-- SOURCE EXCERPT --
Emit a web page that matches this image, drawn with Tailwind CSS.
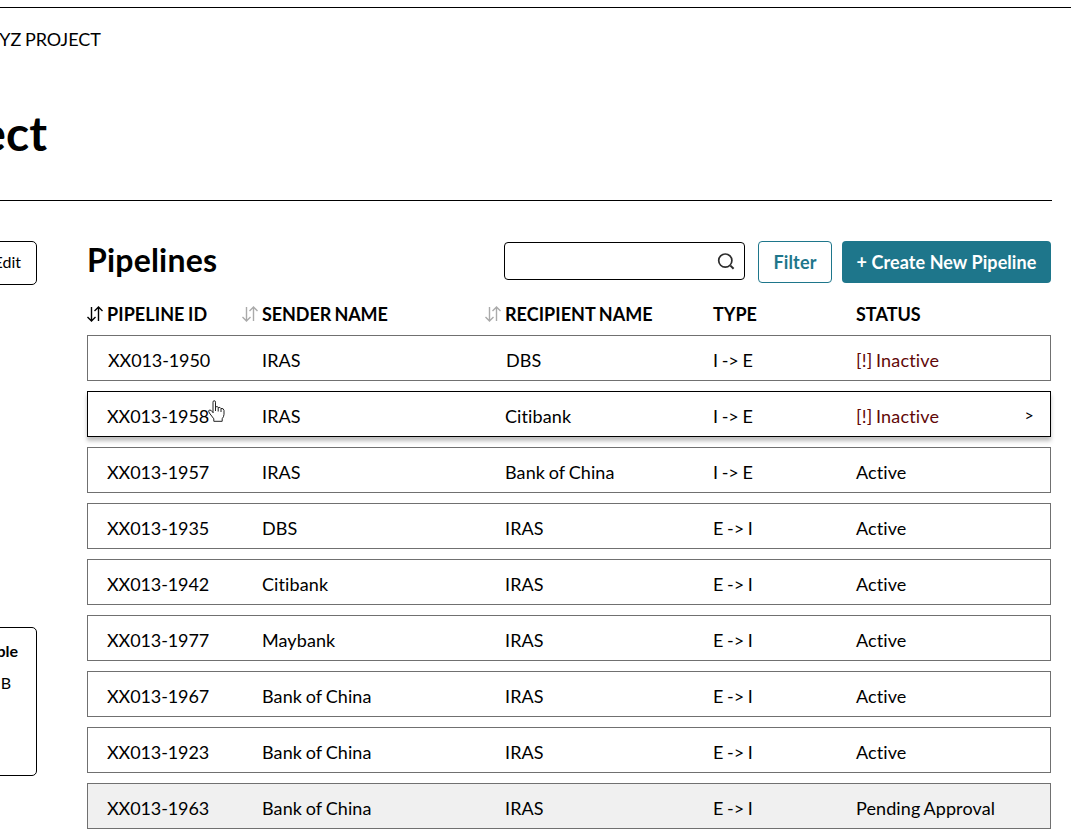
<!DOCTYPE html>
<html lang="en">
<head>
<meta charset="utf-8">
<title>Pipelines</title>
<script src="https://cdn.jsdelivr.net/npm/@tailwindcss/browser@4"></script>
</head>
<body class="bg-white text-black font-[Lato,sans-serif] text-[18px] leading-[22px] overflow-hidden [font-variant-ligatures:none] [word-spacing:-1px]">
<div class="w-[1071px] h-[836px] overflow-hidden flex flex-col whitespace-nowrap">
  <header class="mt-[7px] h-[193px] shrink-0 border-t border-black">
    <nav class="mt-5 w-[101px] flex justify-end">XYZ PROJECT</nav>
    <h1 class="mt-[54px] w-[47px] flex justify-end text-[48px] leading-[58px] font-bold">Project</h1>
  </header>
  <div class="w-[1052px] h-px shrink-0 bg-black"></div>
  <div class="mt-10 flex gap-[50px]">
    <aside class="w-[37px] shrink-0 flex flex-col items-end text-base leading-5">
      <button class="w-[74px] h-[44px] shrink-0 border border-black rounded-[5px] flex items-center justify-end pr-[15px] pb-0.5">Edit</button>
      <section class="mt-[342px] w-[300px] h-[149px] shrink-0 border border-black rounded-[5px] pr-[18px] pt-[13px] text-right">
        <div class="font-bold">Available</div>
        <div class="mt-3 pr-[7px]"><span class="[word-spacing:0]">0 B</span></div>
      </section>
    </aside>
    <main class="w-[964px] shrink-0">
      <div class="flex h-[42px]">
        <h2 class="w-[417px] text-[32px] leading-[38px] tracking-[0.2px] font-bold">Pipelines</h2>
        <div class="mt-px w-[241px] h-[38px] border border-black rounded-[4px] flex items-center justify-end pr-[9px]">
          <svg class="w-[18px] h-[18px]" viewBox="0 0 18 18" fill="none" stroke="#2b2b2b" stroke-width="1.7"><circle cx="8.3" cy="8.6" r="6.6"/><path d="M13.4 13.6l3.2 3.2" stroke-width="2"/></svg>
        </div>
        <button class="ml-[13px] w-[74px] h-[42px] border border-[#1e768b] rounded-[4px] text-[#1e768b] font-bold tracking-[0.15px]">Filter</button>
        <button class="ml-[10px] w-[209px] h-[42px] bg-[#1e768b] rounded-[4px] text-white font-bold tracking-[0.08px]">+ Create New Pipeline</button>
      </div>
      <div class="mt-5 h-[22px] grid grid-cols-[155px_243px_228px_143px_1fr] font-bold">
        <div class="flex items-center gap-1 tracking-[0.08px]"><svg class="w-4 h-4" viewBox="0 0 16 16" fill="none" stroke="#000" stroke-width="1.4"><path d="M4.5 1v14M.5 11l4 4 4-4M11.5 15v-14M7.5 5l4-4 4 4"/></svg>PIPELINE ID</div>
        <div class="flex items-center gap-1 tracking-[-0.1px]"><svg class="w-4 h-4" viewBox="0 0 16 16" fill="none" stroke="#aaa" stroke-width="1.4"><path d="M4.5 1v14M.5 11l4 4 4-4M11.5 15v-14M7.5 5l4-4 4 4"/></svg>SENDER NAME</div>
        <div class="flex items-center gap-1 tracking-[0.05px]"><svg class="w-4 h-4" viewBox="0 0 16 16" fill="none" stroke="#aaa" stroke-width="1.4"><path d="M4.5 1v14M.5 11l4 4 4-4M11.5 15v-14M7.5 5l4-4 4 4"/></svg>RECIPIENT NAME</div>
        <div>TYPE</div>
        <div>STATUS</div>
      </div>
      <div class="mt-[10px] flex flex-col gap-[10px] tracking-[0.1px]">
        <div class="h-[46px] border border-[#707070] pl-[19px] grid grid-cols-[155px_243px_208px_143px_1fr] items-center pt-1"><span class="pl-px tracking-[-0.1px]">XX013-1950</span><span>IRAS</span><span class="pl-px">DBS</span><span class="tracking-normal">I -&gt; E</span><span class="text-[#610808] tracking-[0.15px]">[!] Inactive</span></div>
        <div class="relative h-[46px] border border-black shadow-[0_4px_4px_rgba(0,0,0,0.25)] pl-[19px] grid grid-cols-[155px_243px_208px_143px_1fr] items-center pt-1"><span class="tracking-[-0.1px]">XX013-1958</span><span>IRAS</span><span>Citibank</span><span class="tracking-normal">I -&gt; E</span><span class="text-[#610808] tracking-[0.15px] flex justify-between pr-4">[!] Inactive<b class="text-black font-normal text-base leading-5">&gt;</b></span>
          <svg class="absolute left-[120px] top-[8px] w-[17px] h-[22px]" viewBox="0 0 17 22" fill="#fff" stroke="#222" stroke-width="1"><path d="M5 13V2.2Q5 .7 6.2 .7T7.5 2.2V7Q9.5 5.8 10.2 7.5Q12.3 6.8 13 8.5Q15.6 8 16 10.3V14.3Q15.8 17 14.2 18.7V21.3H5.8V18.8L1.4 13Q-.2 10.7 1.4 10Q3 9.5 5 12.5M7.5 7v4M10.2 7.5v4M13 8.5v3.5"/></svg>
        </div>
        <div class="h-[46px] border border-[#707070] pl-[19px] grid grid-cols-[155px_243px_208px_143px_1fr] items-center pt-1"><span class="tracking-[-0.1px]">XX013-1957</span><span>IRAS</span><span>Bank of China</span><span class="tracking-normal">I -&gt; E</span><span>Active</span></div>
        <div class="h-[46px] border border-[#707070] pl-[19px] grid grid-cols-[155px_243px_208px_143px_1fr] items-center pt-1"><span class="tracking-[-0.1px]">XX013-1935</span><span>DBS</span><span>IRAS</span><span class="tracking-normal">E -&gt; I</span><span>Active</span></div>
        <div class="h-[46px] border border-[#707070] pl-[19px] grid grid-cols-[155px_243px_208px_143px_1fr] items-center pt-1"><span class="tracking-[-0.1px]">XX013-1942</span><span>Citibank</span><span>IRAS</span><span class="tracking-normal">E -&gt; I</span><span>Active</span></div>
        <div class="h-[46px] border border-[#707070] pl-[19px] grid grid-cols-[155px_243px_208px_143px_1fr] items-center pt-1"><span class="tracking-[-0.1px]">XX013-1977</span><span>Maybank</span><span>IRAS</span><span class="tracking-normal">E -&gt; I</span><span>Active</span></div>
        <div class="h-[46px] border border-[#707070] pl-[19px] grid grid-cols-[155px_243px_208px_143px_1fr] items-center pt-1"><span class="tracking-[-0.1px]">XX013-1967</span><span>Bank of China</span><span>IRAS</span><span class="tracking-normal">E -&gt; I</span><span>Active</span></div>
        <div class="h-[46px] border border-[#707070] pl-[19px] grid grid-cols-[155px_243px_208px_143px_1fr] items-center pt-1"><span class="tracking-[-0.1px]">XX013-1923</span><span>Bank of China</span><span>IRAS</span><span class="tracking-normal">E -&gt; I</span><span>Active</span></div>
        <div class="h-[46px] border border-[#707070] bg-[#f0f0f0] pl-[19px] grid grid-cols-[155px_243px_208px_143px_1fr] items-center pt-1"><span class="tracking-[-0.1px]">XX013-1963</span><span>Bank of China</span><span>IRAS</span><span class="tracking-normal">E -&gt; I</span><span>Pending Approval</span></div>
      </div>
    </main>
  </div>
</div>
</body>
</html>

-- OBJECTIVE --
Reproduce all of the material above word for word. Omit the pictures.

-- TASK RESPONSE --
Emit a web page that matches this image, drawn with Tailwind CSS.
<!DOCTYPE html>
<html lang="en">
<head>
<meta charset="utf-8">
<title>Pipelines</title>
<script src="https://cdn.jsdelivr.net/npm/@tailwindcss/browser@4"></script>
</head>
<body class="bg-white text-black font-[Lato,sans-serif] text-[18px] leading-[22px] overflow-hidden [font-variant-ligatures:none] [word-spacing:-1px]">
<div class="w-[1071px] h-[836px] overflow-hidden flex flex-col whitespace-nowrap">
  <header class="mt-[7px] h-[193px] shrink-0 border-t border-black">
    <nav class="mt-5 w-[101px] flex justify-end">XYZ PROJECT</nav>
    <h1 class="mt-[54px] w-[47px] flex justify-end text-[48px] leading-[58px] font-bold">Project</h1>
  </header>
  <div class="w-[1052px] h-px shrink-0 bg-black"></div>
  <div class="mt-10 flex gap-[50px]">
    <aside class="w-[37px] shrink-0 flex flex-col items-end text-base leading-5">
      <button class="w-[74px] h-[44px] shrink-0 border border-black rounded-[5px] flex items-center justify-end pr-[15px] pb-0.5">Edit</button>
      <section class="mt-[342px] w-[300px] h-[149px] shrink-0 border border-black rounded-[5px] pr-[18px] pt-[13px] text-right">
        <div class="font-bold">Available</div>
        <div class="mt-3 pr-[7px]"><span class="[word-spacing:0]">0 B</span></div>
      </section>
    </aside>
    <main class="w-[964px] shrink-0">
      <div class="flex h-[42px]">
        <h2 class="w-[417px] text-[32px] leading-[38px] tracking-[0.2px] font-bold">Pipelines</h2>
        <div class="mt-px w-[241px] h-[38px] border border-black rounded-[4px] flex items-center justify-end pr-[9px]">
          <svg class="w-[18px] h-[18px]" viewBox="0 0 18 18" fill="none" stroke="#2b2b2b" stroke-width="1.7"><circle cx="8.3" cy="8.6" r="6.6"/><path d="M13.4 13.6l3.2 3.2" stroke-width="2"/></svg>
        </div>
        <button class="ml-[13px] w-[74px] h-[42px] border border-[#1e768b] rounded-[4px] text-[#1e768b] font-bold tracking-[0.15px]">Filter</button>
        <button class="ml-[10px] w-[209px] h-[42px] bg-[#1e768b] rounded-[4px] text-white font-bold tracking-[0.08px]">+ Create New Pipeline</button>
      </div>
      <div class="mt-5 h-[22px] grid grid-cols-[155px_243px_228px_143px_1fr] font-bold">
        <div class="flex items-center gap-1 tracking-[0.08px]"><svg class="w-4 h-4" viewBox="0 0 16 16" fill="none" stroke="#000" stroke-width="1.4"><path d="M4.5 1v14M.5 11l4 4 4-4M11.5 15v-14M7.5 5l4-4 4 4"/></svg>PIPELINE ID</div>
        <div class="flex items-center gap-1 tracking-[-0.1px]"><svg class="w-4 h-4" viewBox="0 0 16 16" fill="none" stroke="#aaa" stroke-width="1.4"><path d="M4.5 1v14M.5 11l4 4 4-4M11.5 15v-14M7.5 5l4-4 4 4"/></svg>SENDER NAME</div>
        <div class="flex items-center gap-1 tracking-[0.05px]"><svg class="w-4 h-4" viewBox="0 0 16 16" fill="none" stroke="#aaa" stroke-width="1.4"><path d="M4.5 1v14M.5 11l4 4 4-4M11.5 15v-14M7.5 5l4-4 4 4"/></svg>RECIPIENT NAME</div>
        <div>TYPE</div>
        <div>STATUS</div>
      </div>
      <div class="mt-[10px] flex flex-col gap-[10px] tracking-[0.1px]">
        <div class="h-[46px] border border-[#707070] pl-[19px] grid grid-cols-[155px_243px_208px_143px_1fr] items-center pt-1"><span class="pl-px tracking-[-0.1px]">XX013-1950</span><span>IRAS</span><span class="pl-px">DBS</span><span class="tracking-normal">I -&gt; E</span><span class="text-[#610808] tracking-[0.15px]">[!] Inactive</span></div>
        <div class="relative h-[46px] border border-black shadow-[0_4px_4px_rgba(0,0,0,0.25)] pl-[19px] grid grid-cols-[155px_243px_208px_143px_1fr] items-center pt-1"><span class="tracking-[-0.1px]">XX013-1958</span><span>IRAS</span><span>Citibank</span><span class="tracking-normal">I -&gt; E</span><span class="text-[#610808] tracking-[0.15px] flex justify-between pr-4">[!] Inactive<b class="text-black font-normal text-base leading-5">&gt;</b></span>
          <svg class="absolute left-[120px] top-[8px] w-[17px] h-[22px]" viewBox="0 0 17 22" fill="#fff" stroke="#222" stroke-width="1"><path d="M5 13V2.2Q5 .7 6.2 .7T7.5 2.2V7Q9.5 5.8 10.2 7.5Q12.3 6.8 13 8.5Q15.6 8 16 10.3V14.3Q15.8 17 14.2 18.7V21.3H5.8V18.8L1.4 13Q-.2 10.7 1.4 10Q3 9.5 5 12.5M7.5 7v4M10.2 7.5v4M13 8.5v3.5"/></svg>
        </div>
        <div class="h-[46px] border border-[#707070] pl-[19px] grid grid-cols-[155px_243px_208px_143px_1fr] items-center pt-1"><span class="tracking-[-0.1px]">XX013-1957</span><span>IRAS</span><span>Bank of China</span><span class="tracking-normal">I -&gt; E</span><span>Active</span></div>
        <div class="h-[46px] border border-[#707070] pl-[19px] grid grid-cols-[155px_243px_208px_143px_1fr] items-center pt-1"><span class="tracking-[-0.1px]">XX013-1935</span><span>DBS</span><span>IRAS</span><span class="tracking-normal">E -&gt; I</span><span>Active</span></div>
        <div class="h-[46px] border border-[#707070] pl-[19px] grid grid-cols-[155px_243px_208px_143px_1fr] items-center pt-1"><span class="tracking-[-0.1px]">XX013-1942</span><span>Citibank</span><span>IRAS</span><span class="tracking-normal">E -&gt; I</span><span>Active</span></div>
        <div class="h-[46px] border border-[#707070] pl-[19px] grid grid-cols-[155px_243px_208px_143px_1fr] items-center pt-1"><span class="tracking-[-0.1px]">XX013-1977</span><span>Maybank</span><span>IRAS</span><span class="tracking-normal">E -&gt; I</span><span>Active</span></div>
        <div class="h-[46px] border border-[#707070] pl-[19px] grid grid-cols-[155px_243px_208px_143px_1fr] items-center pt-1"><span class="tracking-[-0.1px]">XX013-1967</span><span>Bank of China</span><span>IRAS</span><span class="tracking-normal">E -&gt; I</span><span>Active</span></div>
        <div class="h-[46px] border border-[#707070] pl-[19px] grid grid-cols-[155px_243px_208px_143px_1fr] items-center pt-1"><span class="tracking-[-0.1px]">XX013-1923</span><span>Bank of China</span><span>IRAS</span><span class="tracking-normal">E -&gt; I</span><span>Active</span></div>
        <div class="h-[46px] border border-[#707070] bg-[#f0f0f0] pl-[19px] grid grid-cols-[155px_243px_208px_143px_1fr] items-center pt-1"><span class="tracking-[-0.1px]">XX013-1963</span><span>Bank of China</span><span>IRAS</span><span class="tracking-normal">E -&gt; I</span><span>Pending Approval</span></div>
      </div>
    </main>
  </div>
</div>
</body>
</html>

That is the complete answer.